*Spoiler clearly tagged.
You say words like “virtual” and “reality” and I get pretty excited. The truth is that we all seek escapism in some way. Some exercise, some bake, some drink, some meditate and some read. But what if you could escape into an entire virtual world? A world where you could do anything, have anything and be anything? A world of your own making. Would you have any qualms about leaving your old life behind? For those of us who have loved ones, the decision wouldn’t be so cut & dried. For the loner MC of Upload, the decision was a fairly easy one.
Raymond is an orphan who grew up in state homes for boys. He learned early on that his best method for survival would be keeping to himself. Growing up without love and guidance has left Raymond a little.. cold. Indifferent. I find Raymond fascinating. He's extremely well-disciplined and diligent. He's seemingly a decent person, but he's done some questionable things. He's rationalized them, but that makes them no less questionable. I like that in a MC. I can't say that I ever connected with Raymond, but I think that's how it's supposed to be. He is a hard person to connect with in and out of the book. Not very many get to know the real Raymond, but there is one person who delves a little deeper and puts a kink in his plans.
The love interest, Anya, is Raymond's opposite. She's fun and vibrant. She's curious and lively. She's quintessentially "normal". For the most part, I find that their romance was done well. I also feel that their relationship progressed at a normal pace. I felt engaged in their interactions in the first half of the book.

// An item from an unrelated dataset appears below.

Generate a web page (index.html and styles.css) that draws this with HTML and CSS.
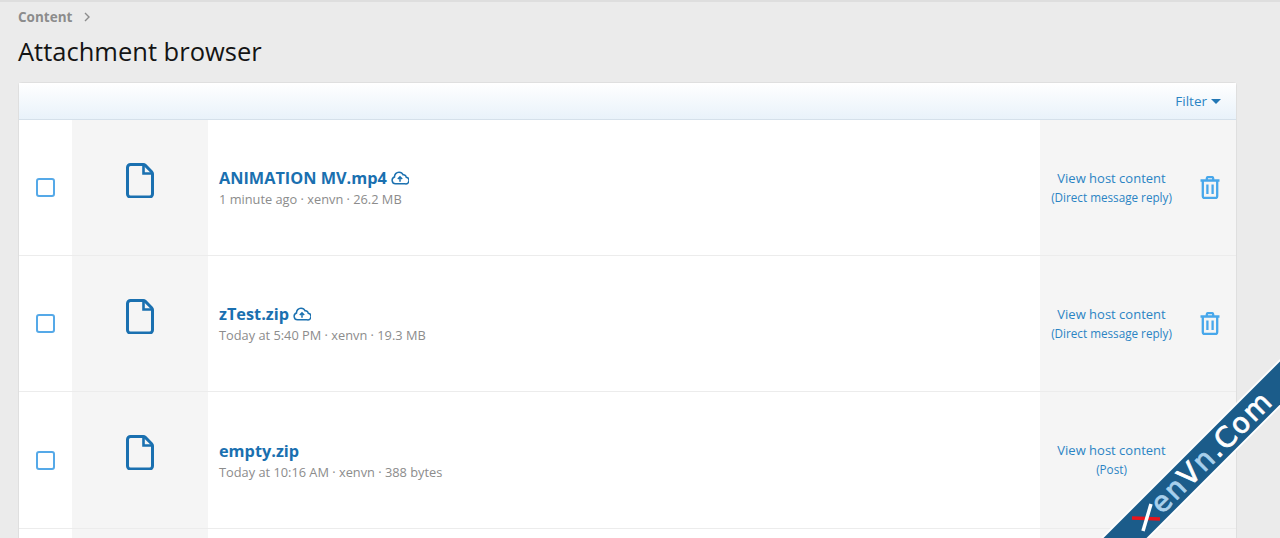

Later on, the only thing I wasn't completely convinced of (view spoiler)[was Anya's commitment to Raymond. I understand why he would cling to her, but I didn't understand why she would cling to him. I wasn't made to believe wholeheartedly in their love, especially after his upload when some (conscious) time had passed for Anya. (hide spoiler)] Still, it was an interesting relationship to read.
I have to admit that after a pretty strong start, there was a short-lived lull for me. I started to get a little bored and I did put this down. However, I decided to forge on and I'm so glad I did. It quickly started to pick up and before I knew it, I couldn't put it down. This is more than sci-fi. There's mystery, romance, action and adventure - emphasis on adventure. The second half of this book was a trippy trip into a fantastic virtual world. It was pretty intense and I wanted to figure everything out so badly, that I was on the edge of my seat throughout.
A lot of people have likened this to Ready Player One, but I don't see it. Yes, there are virtual worlds in both, but the stories are completely different. As much as I loved Ready Player One, Upload is more of a grown-up book. This felt, to me, like a mashup of all the best parts of The Matrix, Sims and... Second Life. Yes, I totally played Second Life way back when. Don't judge me. -_-
I have a few complaints. Though I found the world-building to be believable and very well-explained, some passages were a little too technical. I also feel like one very fascinating, dark part of Raymond's virtual world should have been explored in a more in-depth way. I'm a glutton for darkness and depravity, though.. Lastly, I don't know how I feel about the ending. This is seemingly a standalone, but this had a cliffhanger ending. For some books, that works. I seriously can't gauge how I feel about it in this one, though. I would be ecstatic to find out that this is a first in a series. I will say that I can live with that ending, but I don't love it.
Overall, this was a highly enjoyable read. I don't think my review does it justice, actually. It's a very thought-provoking story and there are other very interesting characters. Even taking into account my complaints, I can't take away much from my rating. I just simply had a good time reading this. For a majority of the book, I was completely engaged and filled with that good anxiety that I love. I highly recommend this one.